With these facts, ACLU-Colorado's main legislative campaign in 2011 was to radically limit solitary confinement in CDOC by restricting the use of solitary confinement for inmates with severe mental health issues, creating a transition process for inmates leaving solitary confinement before community re-entry, and funding DOC mental health program alternatives. With a broad-based coalition and with the assistance of aggressive state legislative bill sponsors, we pushed legislation that would accomplish these goals.

Although ultimately our bill did not pass the legislature, the great momentum we initiated against solitary confinement resulted in a good compromise. The legislature passed a bill that ensured a funding mechanism to support mental health alternatives to solitary confinement and the DOC committed to undertake an audit of its practices regarding solitary confinement. The result has been a radical reduction in the solitary confinement population. Indeed, in just a three-month period, more than 300 inmates have been removed from solitary confinement and into the general prison population without an increase in violence or other disruptions.

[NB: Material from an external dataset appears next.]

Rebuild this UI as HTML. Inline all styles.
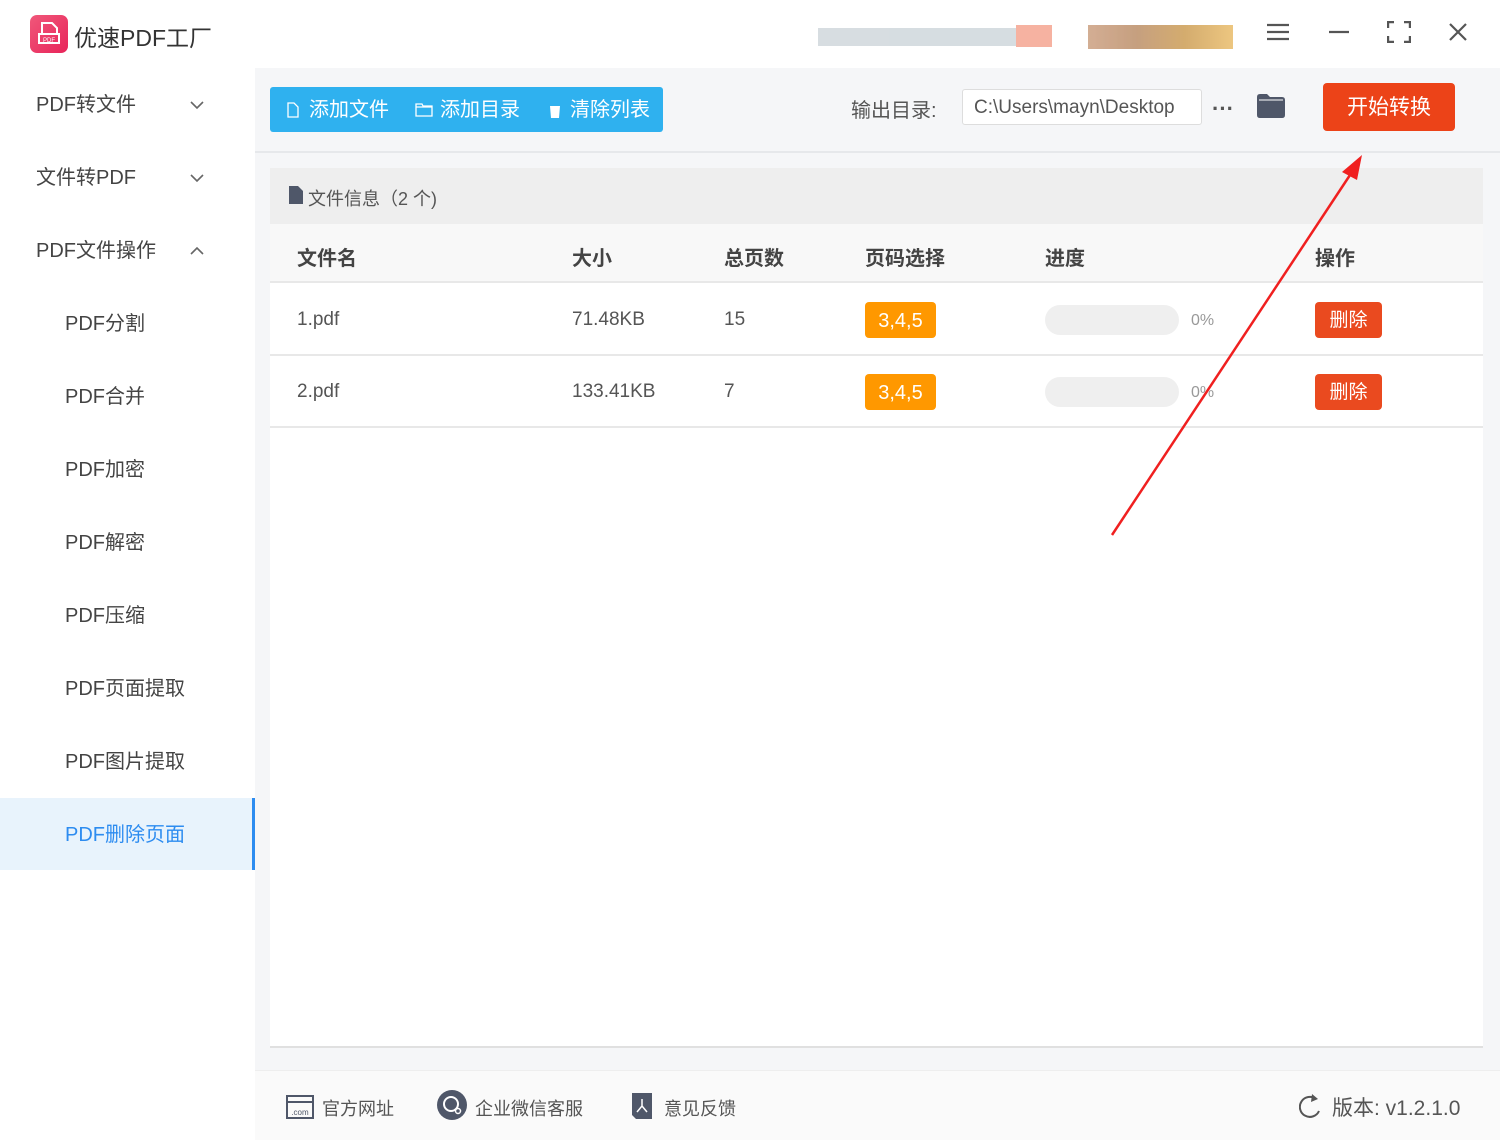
<!DOCTYPE html>
<html><head><meta charset="utf-8"><style>
*{margin:0;padding:0;box-sizing:border-box}
body{width:1500px;height:1140px;position:relative;background:#fff;font-family:"Liberation Sans","Noto Sans CJK SC",sans-serif;color:#333;overflow:hidden}
.a{position:absolute}
.side{left:0;top:68px;width:255px;height:1072px;background:#fff}
.si{position:absolute;left:0;width:255px;height:72px;line-height:74px;font-size:20px;color:#444}
.main{left:255px;top:68px;width:1245px;height:1072px;background:#f5f6f8}
.th{position:absolute;top:242px;font-size:20px;font-weight:bold;color:#444}
.td{position:absolute;font-size:19px;color:#555}
.tag{position:absolute;width:71px;height:36px;background:#ff9800;color:#fff;border-radius:4px;font-size:20px;text-align:center;line-height:38px}
.del{position:absolute;width:67px;height:36px;background:#ea4a1f;color:#fff;border-radius:4px;font-size:19px;text-align:center;line-height:38px}
.bar{position:absolute;width:134px;height:30px;background:#efefef;border-radius:15px}
.pc{position:absolute;font-size:16px;color:#999}
.ft{position:absolute;top:1095px;font-size:18px;color:#555}
</style></head><body>
<div class="a" style="left:30px;top:15px;width:38px;height:38px;border-radius:7px;background:linear-gradient(135deg,#f0587a,#e8245a)"></div>
<svg class="a" style="left:30px;top:15px" width="38" height="38"><path d="M12 8h10l5 5v6H12z" fill="none" stroke="#fff" stroke-width="2"/><rect x="9" y="19" width="20" height="9" fill="none" stroke="#fff" stroke-width="2"/><text x="19" y="27" font-size="6" fill="#fff" text-anchor="middle" font-family="Liberation Sans">PDF</text></svg>
<div class="a" style="left:74px;top:19px;font-size:23px;color:#333">优速PDF工厂</div>
<div class="a" style="left:818px;top:0;width:430px;height:60px;opacity:.8">
<div class="a" style="left:0;top:28px;width:200px;height:18px;background:#cdd5da"></div>
<div class="a" style="left:198px;top:25px;width:36px;height:22px;background:#f4a08a"></div>
<div class="a" style="left:270px;top:25px;width:145px;height:24px;background:linear-gradient(90deg,#c99a7a,#b88860,#c9974a,#e8b860)"></div>
</div>
<svg class="a" style="left:1266px;top:22px" width="24" height="20"><path d="M1 3h22M1 10h22M1 17h22" stroke="#555" stroke-width="2.2"/></svg>
<svg class="a" style="left:1328px;top:22px" width="22" height="20"><path d="M1 10h20" stroke="#555" stroke-width="2.2"/></svg>
<svg class="a" style="left:1387px;top:21px" width="24" height="22"><path d="M1 7V1h6M17 1h6v6M23 15v6h-6M7 21H1v-6" fill="none" stroke="#555" stroke-width="2.4"/></svg>
<svg class="a" style="left:1448px;top:22px" width="20" height="20"><path d="M2 2l16 16M18 2L2 18" stroke="#555" stroke-width="2.2"/></svg>
<div class="a side">
<div class="si" style="top:0;padding-left:36px">PDF转文件<svg class="a" style="left:190px;top:32px" width="14" height="10"><path d="M1 2l6 6 6-6" fill="none" stroke="#666" stroke-width="1.6"/></svg></div>
<div class="si" style="top:73px;padding-left:36px">文件转PDF<svg class="a" style="left:190px;top:32px" width="14" height="10"><path d="M1 2l6 6 6-6" fill="none" stroke="#666" stroke-width="1.6"/></svg></div>
<div class="si" style="top:146px;padding-left:36px">PDF文件操作<svg class="a" style="left:190px;top:32px" width="14" height="10"><path d="M1 8l6-6 6 6" fill="none" stroke="#666" stroke-width="1.6"/></svg></div>
<div class="si" style="top:219px;padding-left:65px">PDF分割</div>
<div class="si" style="top:292px;padding-left:65px">PDF合并</div>
<div class="si" style="top:365px;padding-left:65px">PDF加密</div>
<div class="si" style="top:438px;padding-left:65px">PDF解密</div>
<div class="si" style="top:511px;padding-left:65px">PDF压缩</div>
<div class="si" style="top:584px;padding-left:65px">PDF页面提取</div>
<div class="si" style="top:657px;padding-left:65px">PDF图片提取</div>
<div class="si" style="top:730px;padding-left:65px;background:#e8f3fc;color:#2d8cf0;border-right:3px solid #2d8cf0">PDF删除页面</div>
</div>
<div class="a main"></div>
<div class="a" style="left:270px;top:87px;width:393px;height:45px;background:#2fb1ef;border-radius:3px;color:#fff;font-size:20px;line-height:47px">
<svg class="a" style="left:17px;top:15px" width="12" height="16"><path d="M1 1h6l4 4v10H1z" fill="none" stroke="#fff" stroke-width="1.3"/></svg>
<span class="a" style="left:39px">添加文件</span>
<svg class="a" style="left:145px;top:16px" width="18" height="14"><path d="M1 1h6l1 2h9v10H1z M1 4h16" fill="none" stroke="#fff" stroke-width="1.3"/></svg>
<span class="a" style="left:170px">添加目录</span>
<svg class="a" style="left:279px;top:16px" width="12" height="15"><path d="M0 2h12M4 0h4M1 3h10l-1 12H2z" fill="#fff"/></svg>
<span class="a" style="left:300px">清除列表</span>
</div>
<div class="a" style="left:851px;top:94px;font-size:20px;color:#555">输出目录:</div>
<div class="a" style="left:962px;top:89px;width:240px;height:36px;background:#fff;border:1px solid #ddd;border-radius:3px;font-size:19px;color:#555;line-height:36px;padding-left:11px;overflow:hidden;white-space:nowrap">C:\Users\mayn\Desktop</div>
<div class="a" style="left:1212px;top:96px;font-size:22px;color:#555;font-weight:bold;letter-spacing:0">···</div>
<svg class="a" style="left:1257px;top:94px" width="28" height="24"><path d="M0 3q0-3 3-3h7l3 3h12q3 0 3 3v15q0 3-3 3H3q-3 0-3-3z" fill="#4f5769"/><path d="M2 6h24" stroke="#fff" stroke-width="1"/></svg>
<div class="a" style="left:1323px;top:83px;width:132px;height:48px;background:#ec4318;border-radius:4px;color:#fff;font-size:21px;text-align:center;line-height:50px">开始转换</div>
<div class="a" style="left:255px;top:151px;width:1245px;height:2px;background:#e6e8eb"></div>
<div class="a" style="left:270px;top:168px;width:1213px;height:880px;background:#fff;border-bottom:2px solid #e0e0e0"></div>
<div class="a" style="left:270px;top:168px;width:1213px;height:56px;background:#eeeeee"></div>
<svg class="a" style="left:289px;top:186px" width="14" height="18"><path d="M0 0h9l5 5v13H0z" fill="#4f5769"/></svg>
<div class="a" style="left:308px;top:185px;font-size:18px;color:#555">文件信息（2 个)</div>
<div class="a" style="left:270px;top:224px;width:1213px;height:59px;background:#f8f8f8;border-bottom:2px solid #e8e8e8"></div>
<div class="th" style="left:297px">文件名</div>
<div class="th" style="left:572px">大小</div>
<div class="th" style="left:724px">总页数</div>
<div class="th" style="left:865px">页码选择</div>
<div class="th" style="left:1045px">进度</div>
<div class="th" style="left:1315px">操作</div>
<div class="a" style="left:270px;top:354px;width:1213px;height:2px;background:#e8e8e8"></div>
<div class="a" style="left:270px;top:426px;width:1213px;height:2px;background:#e8e8e8"></div>
<div class="td" style="left:297px;top:309px">1.pdf</div>
<div class="td" style="left:572px;top:309px">71.48KB</div>
<div class="td" style="left:724px;top:309px">15</div>
<div class="tag" style="left:865px;top:302px">3,4,5</div>
<div class="bar" style="left:1045px;top:305px"></div>
<div class="pc" style="left:1191px;top:312px">0%</div>
<div class="del" style="left:1315px;top:302px">删除</div>
<div class="td" style="left:297px;top:381px">2.pdf</div>
<div class="td" style="left:572px;top:381px">133.41KB</div>
<div class="td" style="left:724px;top:381px">7</div>
<div class="tag" style="left:865px;top:374px">3,4,5</div>
<div class="bar" style="left:1045px;top:377px"></div>
<div class="pc" style="left:1191px;top:384px">0%</div>
<div class="del" style="left:1315px;top:374px">删除</div>
<svg class="a" style="left:0;top:0" width="1500" height="1140"><path d="M1112 535L1352 172" stroke="#f02020" stroke-width="2.5"/><path d="M1362 155L1342 172L1357 180z" fill="#f02020"/></svg>
<div class="a" style="left:255px;top:1070px;width:1245px;height:70px;background:#fafafa;border-top:1px solid #eee"></div>
<svg class="a" style="left:286px;top:1095px" width="28" height="24"><rect x="1" y="1" width="26" height="22" fill="none" stroke="#4f5769" stroke-width="2"/><path d="M1 7h26" stroke="#4f5769" stroke-width="2"/><text x="14" y="20" font-size="8" text-anchor="middle" fill="#4f5769" font-family="Liberation Sans">.com</text></svg>
<div class="ft" style="left:322px">官方网址</div>
<svg class="a" style="left:437px;top:1090px" width="30" height="30"><circle cx="15" cy="15" r="15" fill="#4f5769"/><circle cx="14" cy="14" r="7" fill="none" stroke="#fff" stroke-width="2"/><circle cx="21" cy="21" r="2.5" fill="none" stroke="#fff" stroke-width="1.5"/></svg>
<div class="ft" style="left:475px">企业微信客服</div>
<svg class="a" style="left:632px;top:1093px" width="20" height="28"><path d="M0 0h20v26H4l-4-4z" fill="#4f5769"/><path d="M10 6v7l-5 6M10 13l5 6" stroke="#fff" stroke-width="1.5" fill="none"/></svg>
<div class="ft" style="left:664px">意见反馈</div>
<svg class="a" style="left:1299px;top:1093px" width="24" height="28"><path d="M17 6A10 10 0 1 0 20 18" fill="none" stroke="#555" stroke-width="2"/><path d="M13 1l6 5-7 3z" fill="#555"/></svg>
<div class="ft" style="left:1332px;top:1092px;font-size:21px">版本:  v1.2.1.0</div>
</body></html>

CDOC claims that the closure of the south wing of CSP II is due to decreasing prison population. That may be true, but undoubtedly CDOC learned through its audit (conducted by an outside third-party source) that, like many states, Colorado was overusing solitary confinement. Solitary confinement should be used rarely and only for those inmates who cannot be managed safely in general population because they are an ongoing threat to staff or other prisoners. Many prisons, however, utilize solitary confinement as punishment for an inmates' violation of routine rules and regulations. Moreover, considering the economy and the fact that most prisoners in solitary confinement are eventually released into our communities, CDOC hopefully has made the conscious choice to use taxpayer dollars on initiatives that assist with re-entry into our communities and to cease the wasteful and shameful practice of solitary confinement and limit its use to only the most appropriate situations.

The United States is number one in the world when it comes to the most inmates held in solitary confinement. Colorado's use of solitary confinement is two-to-three times higher than any other state in the nation. These are not proud facts. CDOC's announcement is, however. It should be applauded.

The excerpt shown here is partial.